The Canadian federal government is introducing another round of new mortgage rules to help cool markets like Vancouver and Toronto. The new rules could disqualify around 10% of prospective buyers who have down payments of 20% or more, according to the Bank of Canada.

Key Takeaways

  • Bank of Canada is tightening lending regulations
  • New rules could disqualify 10% of prospective buyers with big down payments
  • Those buyers would be subject to passing a mortgage stress test
  • Main threats to Canadian housing are still rising household debt and overheated house prices

Brief

After a strong round of tightening mortgage lending regulations and raising interest rates, the Canadian federal government is introducing another set of regulations that targets buyers with down payments of 20% or more.

The new regulation would require those buyers to pass a stress test, in which they must prove they could still afford their mortgage payments if raised were raised two percentage points. The regulation, which already exists for buyers with down payments of 20% or less, would affect about $15 billion a year in new borrowing.

Although the new changes are not as drastic as previous regulations and rate increases, they could still disqualify up to 12% of borrowers in Canada’s two hottest markets – Vancouver and Toronto. Any dramatic changes to the housing market will likely require a significant rate increase. “The new rule will have some impact, but it is unlikely to derail the housing market on its own. We’ll need higher rates for that,” said Bank of Montreal economist Benjamin Reitzes.

Some are interpreting this latest round of regulations as a sign that Canada’s hottest housing markets still need federal help cooling down.
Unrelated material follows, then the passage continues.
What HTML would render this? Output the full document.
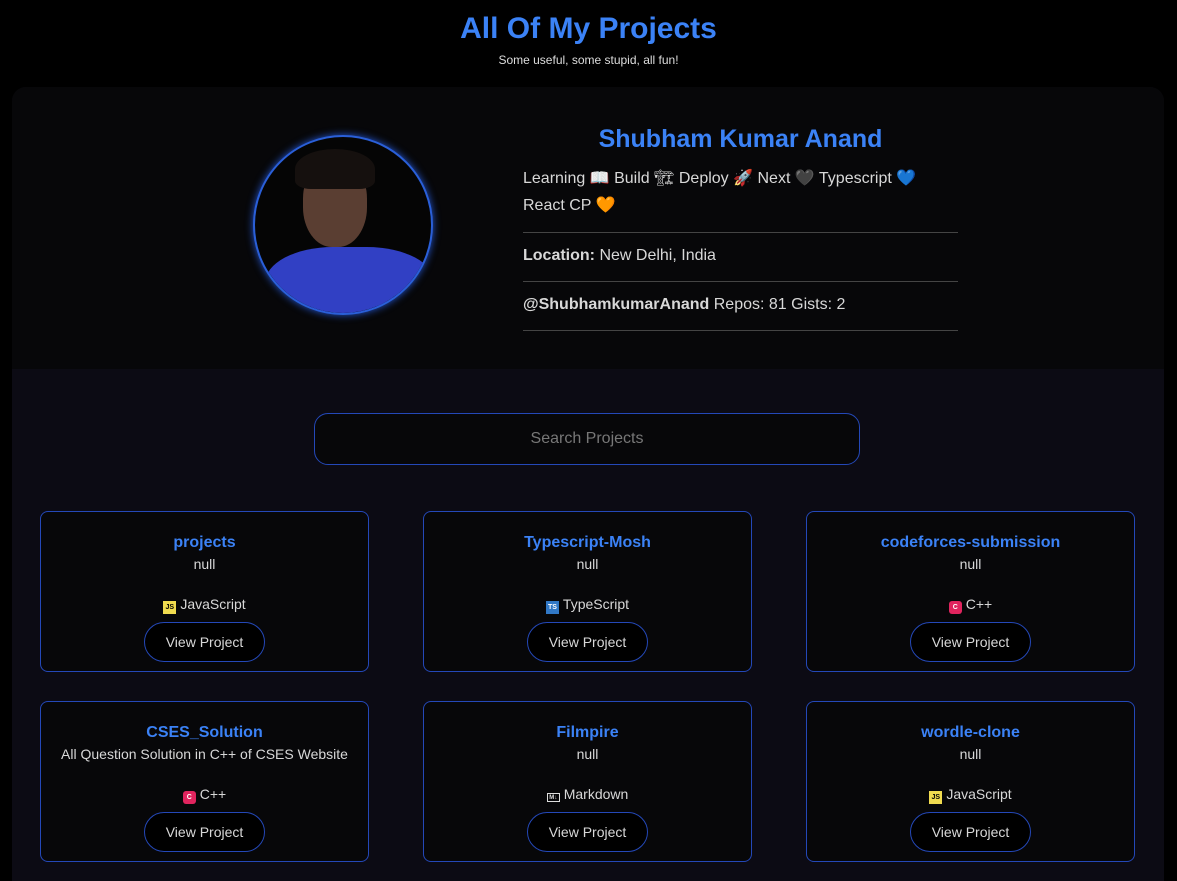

The Bank of Canada, however, recently published its first review in a long time that made some optimistic market predictions. “The Bank of Canada sees things moving in the right direction,” noted Toronto-Dominion Bank economist Brian DePratto.

“Our financial system continues to be resilient, and is being bolstered by stronger growth and job creation, but we need to continue to watch vulnerabilities closely,” added Governor Stephen Poloz in a statement accompanying the bank’s Financial System Review.

Many economists backed up the positive sentiment, saying all the new regulations and change in the past year could curb home sales in 2018. The Canadian Home Builders’ Association expects recent changes to reduce total house transactions by 10 – 15% next year.